Shaping Crime Prevention Policy and Strategy to Sustain the Crime Drop and Reduce Domestic Burglary

Unit(s) of assessment: Social Work and Social Policy

Research theme: Safety and Security of Citizens and Society

School: School of Social Sciences


Crime rates have fallen dramatically in recent decades, a phenomenon referred to as the ‘crime drop’. Although ONS estimates suggest that almost 700,000 burglaries took place in England and Wales in 2019, they have fallen by about 70% since 1995 – with similar declines observed for all volume crime types (car theft, burglary, theft from the person and violence) in many countries. However, these long-term declines have plateaued, highlighting an urgent need to understand what lies behind the crime drop in order to inform policies that can propel further reductions. By focusing on specific crime types, research by the Q&SC Group across successive ESRC-funded grants provided novel insights into the causes of the crime drop.

A research programme exploring the role of security in the ‘crime drop’ (i.e. widespread unexpected falls in crime incidences and victimisation) by NTU’s Quantitative and Spatial Criminology (Q&SC) group has shaped policies and strategies at a national and regional level to sustain falling crime rates and reduce burglary. The findings influenced a high-profile inquiry into crime reduction by the Justice Select Committee and, as part of the Government’s response, made a significant contribution to the Home Office’s Modern Crime Prevention Strategy. The research underpinned ministerial policy and Home Office guidance on burglary prevention and shaped the national anti-burglary strategy of the Neighbourhood Watch Network (NWN).

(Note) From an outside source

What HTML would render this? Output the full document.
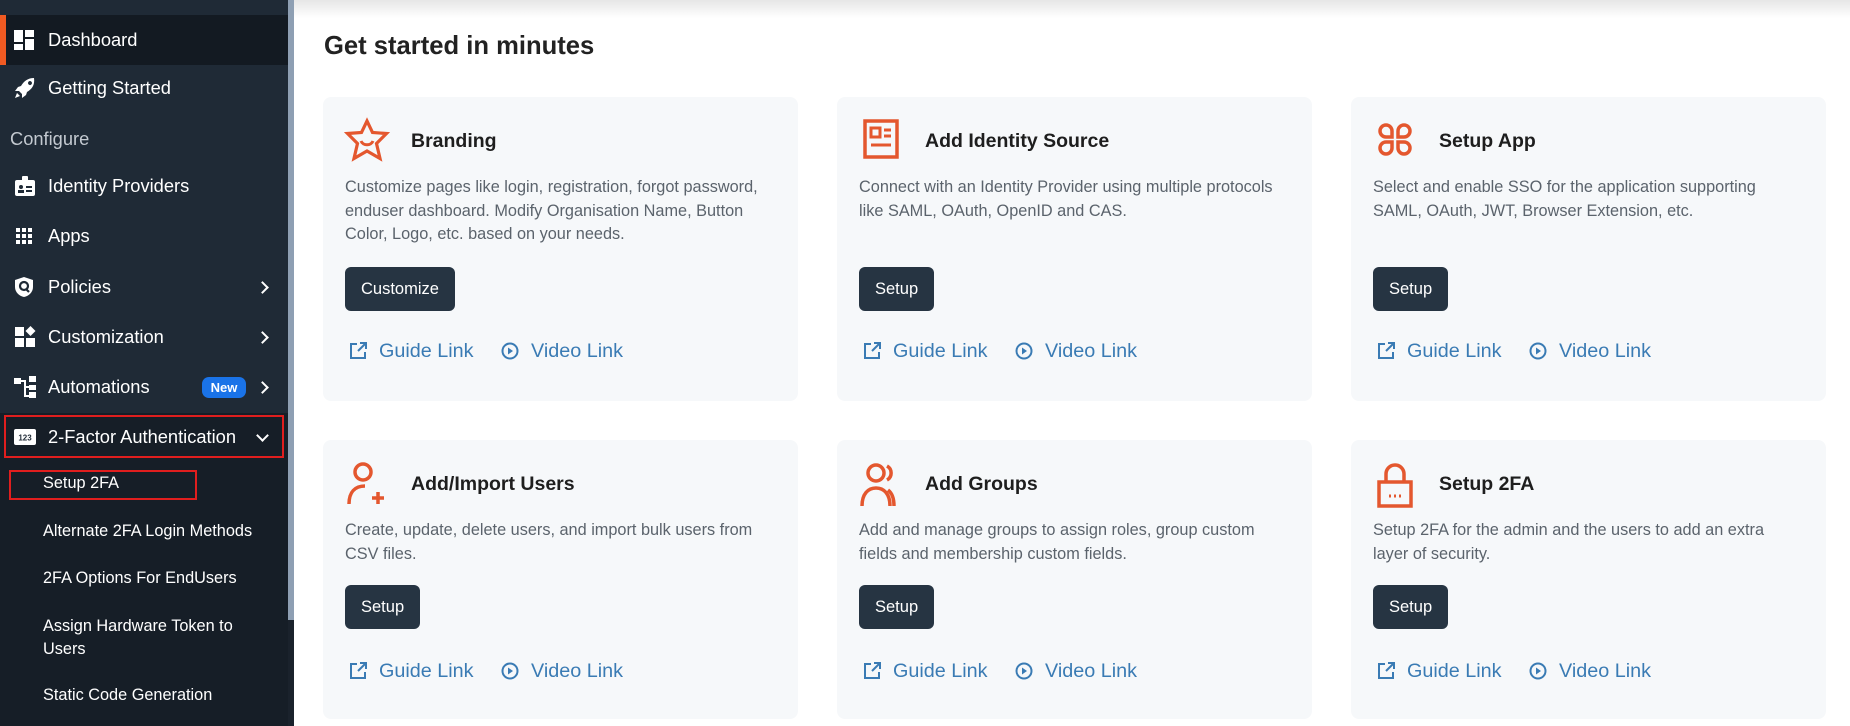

Working in partnership with government, police chiefs and NWN, NTU researchers provided Police & Crime Commissioners and police forces with evidence-based advice around target hardening, alongside policy tools to inform resource allocation/crime reduction initiatives worth £25m and prevent residential burglary. In recognition of the work’s public benefit, Professor Andromachi Tseloni won the Office for National Statistics Research Excellence Award 2019.

Research background

In the first project 'Sustaining the Crime Drop', Tseloni, in collaboration with colleagues from Loughborough University and University College London, examined aggregate crime trends and variation for 26 countries and five main crime types, using the International Crime Victims Survey. Their findings demonstrated that all volume crime types fell at similar rates internationally, and not solely in countries with punitive criminal justice as was previously believed. Acquisitive crimes, notably car theft and burglary, fell first and most dramatically, whilst assaults were the last to decline.

The significance of the order in which crime types began to fall suggested a common cause. Further analysis revealed that two thirds of the decline in cross-national car theft was driven by improved car security such as electronic immobilisers and central locking. This led Tseloni and colleagues to propose and develop the ‘security hypothesis’: that the change in the quantity and quality of security was a key driver of the crime drop. They highlighted broader impacts on crime as a consequence: reductions in car theft disrupt the routine activities that facilitate other crimes (e.g. assaults); securitisation reduces the number and suitability of targets for other crime types; key changes in routine activities, and in potential offenders’ perceptions of benefits and costs, have reduced crime.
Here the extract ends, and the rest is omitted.